CINEMA

Luz, câmera e ilusão

Terror 'Entrevista com o demônio' emula com cuidado a estética de talk show dos anos 1970 e atuação de David Dastmalchian segura o clima de tensão, até não conseguir mais

Publicado em: 04/07/2024 06:00 | Atualizado em: 04/07/2024 09:49

 (Diamond Films/Divulgação)
Diamond Films/Divulgação
Após o trágico falecimento de sua esposa, o apresentador de um programa de televisão nos anos 1970, Jack Delroy (David Dastmalchian), está tentando desesperadamente recuperar a audiência e, assim, evitar ser tirado do ar. O Halloween de 1977 se torna, aparentemente, a ocasião perfeita para trazer o sucesso de volta ao quadro de entrevistas, no qual Jack resolve chamar como convidadas uma psicóloga paranormal (Laura Gordon) e uma jovem retratada no livro dela (Ingrid Torelli), única sobrevivente de um suicídio em massa ocorrido durante um ritual satânico. No início do programa, tudo parece estar sob controle, mas, à medida em que novas provocações são feitas a fim de crescer as respostas da plateia, forças sobrenaturais colocam todos do estúdio em perigo.

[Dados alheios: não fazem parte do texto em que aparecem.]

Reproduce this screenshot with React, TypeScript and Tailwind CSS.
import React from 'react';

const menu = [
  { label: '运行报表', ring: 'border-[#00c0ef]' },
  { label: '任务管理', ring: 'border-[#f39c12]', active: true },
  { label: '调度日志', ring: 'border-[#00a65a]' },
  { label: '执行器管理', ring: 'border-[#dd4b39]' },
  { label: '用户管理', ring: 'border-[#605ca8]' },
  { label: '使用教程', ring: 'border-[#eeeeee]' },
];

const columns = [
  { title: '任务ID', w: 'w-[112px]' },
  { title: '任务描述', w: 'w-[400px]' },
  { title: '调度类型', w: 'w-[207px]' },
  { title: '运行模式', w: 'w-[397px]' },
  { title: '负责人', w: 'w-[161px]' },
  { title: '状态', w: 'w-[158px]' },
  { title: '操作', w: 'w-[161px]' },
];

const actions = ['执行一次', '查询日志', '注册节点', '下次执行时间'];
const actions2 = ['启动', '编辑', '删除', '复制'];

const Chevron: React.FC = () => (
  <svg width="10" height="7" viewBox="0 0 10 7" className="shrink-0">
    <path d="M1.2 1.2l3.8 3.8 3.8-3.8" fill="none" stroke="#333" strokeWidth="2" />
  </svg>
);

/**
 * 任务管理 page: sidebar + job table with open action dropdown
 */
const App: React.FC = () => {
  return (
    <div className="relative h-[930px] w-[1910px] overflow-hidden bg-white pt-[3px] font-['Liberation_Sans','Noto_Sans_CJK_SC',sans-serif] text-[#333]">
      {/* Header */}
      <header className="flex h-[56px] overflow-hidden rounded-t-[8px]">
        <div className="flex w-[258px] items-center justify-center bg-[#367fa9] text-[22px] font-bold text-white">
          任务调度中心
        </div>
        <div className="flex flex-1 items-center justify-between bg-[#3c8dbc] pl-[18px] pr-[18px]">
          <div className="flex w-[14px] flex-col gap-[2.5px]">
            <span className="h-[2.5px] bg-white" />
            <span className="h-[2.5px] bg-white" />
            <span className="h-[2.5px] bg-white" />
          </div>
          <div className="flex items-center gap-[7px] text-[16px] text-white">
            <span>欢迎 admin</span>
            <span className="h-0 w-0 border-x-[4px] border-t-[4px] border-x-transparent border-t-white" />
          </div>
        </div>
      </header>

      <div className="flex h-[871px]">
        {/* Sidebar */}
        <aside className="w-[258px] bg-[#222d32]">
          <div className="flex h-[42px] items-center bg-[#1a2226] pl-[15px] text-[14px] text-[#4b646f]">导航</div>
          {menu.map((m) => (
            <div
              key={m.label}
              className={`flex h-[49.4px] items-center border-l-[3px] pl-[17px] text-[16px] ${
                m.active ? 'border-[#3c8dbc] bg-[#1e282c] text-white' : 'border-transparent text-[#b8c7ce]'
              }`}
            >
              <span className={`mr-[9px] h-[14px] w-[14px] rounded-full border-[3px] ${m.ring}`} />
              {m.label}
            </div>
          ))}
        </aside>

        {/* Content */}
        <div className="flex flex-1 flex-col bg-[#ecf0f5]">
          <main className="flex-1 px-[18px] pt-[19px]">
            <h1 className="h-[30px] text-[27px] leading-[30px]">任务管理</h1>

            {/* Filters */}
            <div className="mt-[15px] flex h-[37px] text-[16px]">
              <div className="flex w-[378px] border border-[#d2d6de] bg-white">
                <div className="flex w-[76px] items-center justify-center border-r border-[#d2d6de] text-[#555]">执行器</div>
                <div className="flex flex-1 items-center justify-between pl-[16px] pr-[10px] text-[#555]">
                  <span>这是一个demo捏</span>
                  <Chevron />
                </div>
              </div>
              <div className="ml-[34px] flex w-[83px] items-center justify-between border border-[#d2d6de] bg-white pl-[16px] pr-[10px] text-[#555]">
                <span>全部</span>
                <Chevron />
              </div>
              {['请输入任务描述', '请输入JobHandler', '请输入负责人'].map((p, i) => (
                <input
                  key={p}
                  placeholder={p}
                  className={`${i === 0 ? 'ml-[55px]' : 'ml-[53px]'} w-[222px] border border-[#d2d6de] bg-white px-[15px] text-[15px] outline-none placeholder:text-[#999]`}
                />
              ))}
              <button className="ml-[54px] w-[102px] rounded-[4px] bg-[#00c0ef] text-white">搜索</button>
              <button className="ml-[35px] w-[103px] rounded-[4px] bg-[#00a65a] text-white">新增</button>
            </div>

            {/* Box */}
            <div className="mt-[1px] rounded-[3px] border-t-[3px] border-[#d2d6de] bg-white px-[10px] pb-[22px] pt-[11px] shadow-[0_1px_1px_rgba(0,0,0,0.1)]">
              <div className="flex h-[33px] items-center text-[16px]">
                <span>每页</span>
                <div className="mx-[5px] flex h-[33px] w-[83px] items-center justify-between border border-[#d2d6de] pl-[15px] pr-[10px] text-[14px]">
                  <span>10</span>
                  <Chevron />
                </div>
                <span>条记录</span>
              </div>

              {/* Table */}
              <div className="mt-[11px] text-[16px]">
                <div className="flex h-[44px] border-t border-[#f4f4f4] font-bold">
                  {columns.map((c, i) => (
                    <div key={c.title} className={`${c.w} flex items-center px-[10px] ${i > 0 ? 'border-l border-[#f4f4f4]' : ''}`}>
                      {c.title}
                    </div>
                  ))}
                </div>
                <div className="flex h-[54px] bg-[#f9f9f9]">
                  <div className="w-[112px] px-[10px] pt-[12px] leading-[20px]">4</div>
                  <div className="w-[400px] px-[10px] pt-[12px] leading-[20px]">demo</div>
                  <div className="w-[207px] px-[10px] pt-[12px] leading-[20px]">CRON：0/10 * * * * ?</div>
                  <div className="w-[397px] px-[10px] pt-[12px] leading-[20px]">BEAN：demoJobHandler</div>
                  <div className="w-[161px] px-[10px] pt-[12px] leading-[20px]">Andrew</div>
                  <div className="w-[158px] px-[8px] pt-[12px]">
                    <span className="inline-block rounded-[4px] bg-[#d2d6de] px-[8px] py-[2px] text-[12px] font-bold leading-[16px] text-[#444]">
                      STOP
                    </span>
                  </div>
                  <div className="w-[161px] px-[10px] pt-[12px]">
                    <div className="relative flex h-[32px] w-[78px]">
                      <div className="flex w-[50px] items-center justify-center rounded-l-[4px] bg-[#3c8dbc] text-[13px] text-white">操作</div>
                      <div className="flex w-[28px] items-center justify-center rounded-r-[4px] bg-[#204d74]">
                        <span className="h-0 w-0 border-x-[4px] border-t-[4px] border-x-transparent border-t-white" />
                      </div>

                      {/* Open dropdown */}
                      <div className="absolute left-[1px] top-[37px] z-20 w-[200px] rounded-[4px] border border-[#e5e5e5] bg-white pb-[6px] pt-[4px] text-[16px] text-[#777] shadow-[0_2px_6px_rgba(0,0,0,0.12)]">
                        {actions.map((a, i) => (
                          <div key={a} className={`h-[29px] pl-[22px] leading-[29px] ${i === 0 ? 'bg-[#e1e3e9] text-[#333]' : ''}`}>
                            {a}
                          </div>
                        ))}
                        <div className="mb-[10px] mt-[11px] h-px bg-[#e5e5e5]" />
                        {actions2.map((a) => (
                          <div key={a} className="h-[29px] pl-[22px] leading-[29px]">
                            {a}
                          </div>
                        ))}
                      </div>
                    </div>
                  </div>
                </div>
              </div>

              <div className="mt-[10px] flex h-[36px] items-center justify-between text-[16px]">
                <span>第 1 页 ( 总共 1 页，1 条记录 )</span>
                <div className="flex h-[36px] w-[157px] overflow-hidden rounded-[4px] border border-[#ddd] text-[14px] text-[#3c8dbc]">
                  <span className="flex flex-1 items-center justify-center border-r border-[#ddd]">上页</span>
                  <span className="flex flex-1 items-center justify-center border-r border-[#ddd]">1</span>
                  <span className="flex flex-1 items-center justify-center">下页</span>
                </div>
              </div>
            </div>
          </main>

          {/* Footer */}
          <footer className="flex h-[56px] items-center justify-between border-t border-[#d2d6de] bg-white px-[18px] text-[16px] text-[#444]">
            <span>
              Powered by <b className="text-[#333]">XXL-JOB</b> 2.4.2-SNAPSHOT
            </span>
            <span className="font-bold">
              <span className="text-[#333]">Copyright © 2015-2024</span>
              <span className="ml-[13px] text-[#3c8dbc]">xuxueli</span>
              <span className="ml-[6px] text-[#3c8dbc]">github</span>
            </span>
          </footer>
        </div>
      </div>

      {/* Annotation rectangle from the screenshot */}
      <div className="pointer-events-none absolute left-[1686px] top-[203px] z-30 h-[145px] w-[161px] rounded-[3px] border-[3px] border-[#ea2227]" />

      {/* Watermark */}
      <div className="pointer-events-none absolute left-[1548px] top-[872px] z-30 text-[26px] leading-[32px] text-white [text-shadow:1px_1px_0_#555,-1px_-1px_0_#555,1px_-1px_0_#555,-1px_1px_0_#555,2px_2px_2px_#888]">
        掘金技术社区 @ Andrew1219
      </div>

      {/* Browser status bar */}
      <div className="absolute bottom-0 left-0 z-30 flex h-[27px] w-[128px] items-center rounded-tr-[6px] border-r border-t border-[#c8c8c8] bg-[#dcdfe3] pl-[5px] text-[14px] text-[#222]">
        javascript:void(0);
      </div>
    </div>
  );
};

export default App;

Em cartaz nos cinemas, o terror Entrevista com o demônio conquistou repercussão notável no primeiro semestre quando foi exibido no festival anual South by Southwest, no Texas, e, desde então, vem sendo considerado um dos melhores do gênero de 2024. A premissa e o formato – em que o espectador acompanha (quase) tudo como se fosse uma versão editada de um programa real de talk show – chama atenção sobretudo por remeter ao cult-clássico Ghostwatch, telefilme exibido em 1992 na BBC na noite de Halloween que conseguiu enganar e apavorar por algum tempo a plateia do Reino Unido (não tão diferente do que viria a ocorrer com o mais emblemático A bruxa de Blair, em 1999, cujo golpe de marketing ganhou dimensão mundial).

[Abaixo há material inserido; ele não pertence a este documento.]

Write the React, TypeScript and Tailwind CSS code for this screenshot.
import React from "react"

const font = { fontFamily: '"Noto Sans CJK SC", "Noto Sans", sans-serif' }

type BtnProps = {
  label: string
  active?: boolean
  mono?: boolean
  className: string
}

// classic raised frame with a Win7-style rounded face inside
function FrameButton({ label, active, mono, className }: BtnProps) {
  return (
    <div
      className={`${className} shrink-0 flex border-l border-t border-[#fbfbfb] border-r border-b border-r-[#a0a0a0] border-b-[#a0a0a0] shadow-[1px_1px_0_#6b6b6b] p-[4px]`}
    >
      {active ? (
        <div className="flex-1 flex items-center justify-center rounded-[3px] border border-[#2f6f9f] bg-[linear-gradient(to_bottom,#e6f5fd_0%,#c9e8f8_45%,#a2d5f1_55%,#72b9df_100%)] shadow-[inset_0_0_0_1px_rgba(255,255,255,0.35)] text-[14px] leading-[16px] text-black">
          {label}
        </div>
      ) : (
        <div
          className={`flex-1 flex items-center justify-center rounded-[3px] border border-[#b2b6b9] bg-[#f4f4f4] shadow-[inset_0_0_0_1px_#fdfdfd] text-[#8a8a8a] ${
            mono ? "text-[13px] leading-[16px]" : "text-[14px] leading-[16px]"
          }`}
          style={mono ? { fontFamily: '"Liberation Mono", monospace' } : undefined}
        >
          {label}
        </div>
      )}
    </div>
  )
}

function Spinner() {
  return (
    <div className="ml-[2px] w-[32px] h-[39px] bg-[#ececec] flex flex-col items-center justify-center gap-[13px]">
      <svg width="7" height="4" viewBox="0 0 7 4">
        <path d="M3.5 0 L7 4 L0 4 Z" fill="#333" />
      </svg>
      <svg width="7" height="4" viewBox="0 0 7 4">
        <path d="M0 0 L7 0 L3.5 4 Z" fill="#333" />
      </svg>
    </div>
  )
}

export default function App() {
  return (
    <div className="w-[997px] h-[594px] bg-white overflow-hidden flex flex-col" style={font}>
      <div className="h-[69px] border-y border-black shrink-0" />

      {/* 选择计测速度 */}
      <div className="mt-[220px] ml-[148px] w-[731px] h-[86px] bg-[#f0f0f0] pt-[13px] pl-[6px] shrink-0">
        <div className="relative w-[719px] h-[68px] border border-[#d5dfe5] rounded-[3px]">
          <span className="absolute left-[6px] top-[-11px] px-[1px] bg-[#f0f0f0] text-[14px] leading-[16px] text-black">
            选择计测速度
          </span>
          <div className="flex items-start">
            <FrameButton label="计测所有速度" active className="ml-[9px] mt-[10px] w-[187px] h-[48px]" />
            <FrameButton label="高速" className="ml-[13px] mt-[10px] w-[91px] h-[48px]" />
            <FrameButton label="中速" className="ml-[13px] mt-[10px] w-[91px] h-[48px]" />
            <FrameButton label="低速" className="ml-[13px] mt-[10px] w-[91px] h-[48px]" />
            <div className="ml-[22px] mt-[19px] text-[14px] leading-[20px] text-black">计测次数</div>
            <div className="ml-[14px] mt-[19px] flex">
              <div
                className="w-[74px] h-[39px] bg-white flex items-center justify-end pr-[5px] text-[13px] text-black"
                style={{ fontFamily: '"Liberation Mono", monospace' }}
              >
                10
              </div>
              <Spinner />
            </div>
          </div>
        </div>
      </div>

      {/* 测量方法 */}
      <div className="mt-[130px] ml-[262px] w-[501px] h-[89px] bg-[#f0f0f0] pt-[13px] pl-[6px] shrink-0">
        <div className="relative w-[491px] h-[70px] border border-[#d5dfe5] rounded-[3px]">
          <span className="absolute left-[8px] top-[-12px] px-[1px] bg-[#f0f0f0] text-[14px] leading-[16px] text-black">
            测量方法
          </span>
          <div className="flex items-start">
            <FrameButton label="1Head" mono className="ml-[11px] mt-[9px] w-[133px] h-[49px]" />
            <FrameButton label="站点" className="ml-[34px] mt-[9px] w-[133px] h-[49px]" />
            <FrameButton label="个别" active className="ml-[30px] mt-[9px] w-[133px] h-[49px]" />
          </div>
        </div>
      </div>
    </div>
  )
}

É evidente que Entrevista com o demônio não possui a menor pretensão de reproduzir o impacto de qualquer um dos precursores do falso-documentário, mesmo porque, apesar de não ser propriamente um astro, David Dastmalchian é um rosto conhecido de pequenos papeis em vários blockbusters e ganha aqui numa rara e excelente oportunidade de protagonismo. É o comprometimento do ator, na verdade, que mantém o longa comandado pelos irmãos Colin e Cameron Cairnes bastante envolvente durante seus breves 90 minutos de duração.

Entrevista com o demônio tem, sim, um trabalho formal cuidadoso na reconstituição desse cenário de televisão da época, ainda que não tente disfarçar o uso de inteligência artificial e outros recursos contemporâneos para emular a estética setentista. A primeira metade é particularmente interessante no modo que desarma o público para a possibilidade das ameaças sobrenaturais surgirem e está sempre brincando com o ilusionismo da imagem, quase como um comentário autoconsciente sobre seu próprio método: um filme que “forja” um aspecto antigo falando sobre a dissimulação daquilo que se assiste.

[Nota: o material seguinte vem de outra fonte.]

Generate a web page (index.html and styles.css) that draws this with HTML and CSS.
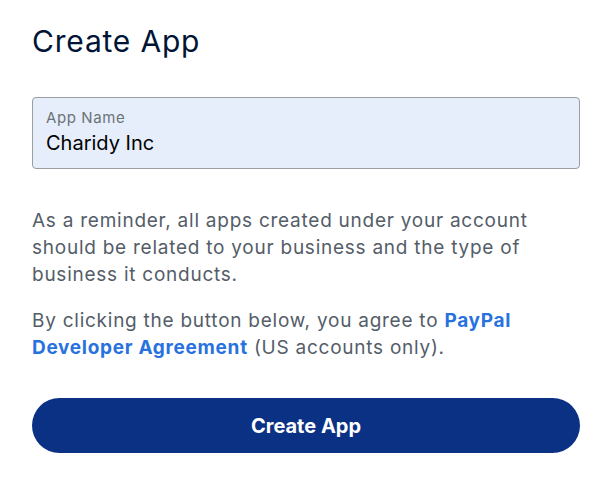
FILE: index.html
```html
<!DOCTYPE html>
<html lang="en">
<head>
    <meta charset="UTF-8">
    <meta name="viewport" content="width=device-width, initial-scale=1.0">
    <title>Create App</title>
    <link rel="stylesheet" href="styles.css">
</head>
<body>
<div class="create-app">
    <h1>Create App</h1>

    <div class="field">
        <label for="appName">App Name</label>
        <input type="text" id="appName" name="appName" value="Charidy Inc">
    </div>

    <p class="note">As a reminder, all apps created under your account should be related to your business and the type of business it conducts.</p>

    <p class="note">By clicking the button below, you agree to <a href="#">PayPal Developer Agreement</a> (US accounts only).</p>

    <button type="submit" class="submit-btn">Create App</button>
</div>
</body>
</html>
```

FILE: styles.css
```css
:root {
    --title-color: #001435;
    --text-color: #545d68;
    --link-color: #2872e0;
    --button-color: #0b3185;
}

* {
    box-sizing: border-box;
}

body {
    margin: 0;
    font-family: Inter, 'Noto Sans', sans-serif;
    background: white;
}

.create-app {
    padding: 22px 34px 0 32px;
}

h1 {
    margin: 0 0 37px;
    font-size: 30px;
    font-weight: 400;
    line-height: 38px;
    color: var(--title-color);
    letter-spacing: 0.8px;
}

.field {
    display: flex;
    flex-direction: column;
    height: 72px;
    padding: 10px 13px 0;
    background: #e5eefa;
    border: 1px solid #9a9ea3;
    border-radius: 4px;
    margin-bottom: 38px;
}

.field label {
    font-size: 15px;
    line-height: 19px;
    letter-spacing: 0.6px;
    color: #6c7378;
}

.field input {
    border: none;
    background: transparent;
    padding: 0;
    margin-top: 3px;
    font-family: inherit;
    font-size: 20px;
    line-height: 26px;
    color: #000;
    outline: none;
}

.note {
    margin: 0 0 19px;
    font-size: 19px;
    line-height: 27px;
    letter-spacing: 0.75px;
    color: var(--text-color);
}

.note a {
    color: var(--link-color);
    font-weight: 700;
    letter-spacing: 0.7px;
    text-decoration: none;
}

.submit-btn {
    display: block;
    width: 100%;
    height: 55px;
    margin-top: 37px;
    border: none;
    border-radius: 28px;
    background: var(--button-color);
    color: white;
    font-family: inherit;
    font-size: 20px;
    font-weight: 700;
    cursor: pointer;
}
```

Essa brincadeira com realismo e sobrenatural, aliada à performance notável de Dastmalchian, é o que o filme tem de melhor a oferecer, já que, próximo ao clímax, o roteiro apela para as resoluções mais rápidas e dramaticamente abruptas imagináveis, como se não soubesse levar sua premissa até as últimas consequências e precisasse de recursos oníricos que aqui soam evasivos.

O que tornava Ghostwatch tão interessante, além do pioneirismo da ideia, era a gradação com que a paranormalidade tomava conta da narrativa até o momento em que ela a desestabilizava completamente. Já em Entrevista com o demônio, apesar da muito boa construção plástica e da condução atmosférica eficaz dos dois primeiros atos, parece que os diretores preferem o lugar da colagem visual esperta para amarrar a experiência, o que torna o saldo bem mais inofensivo e bem menos memorável do que poderia. No fim, o preço do sucesso vem tão alto para Jack quanto o preço da estilização vem para o filme.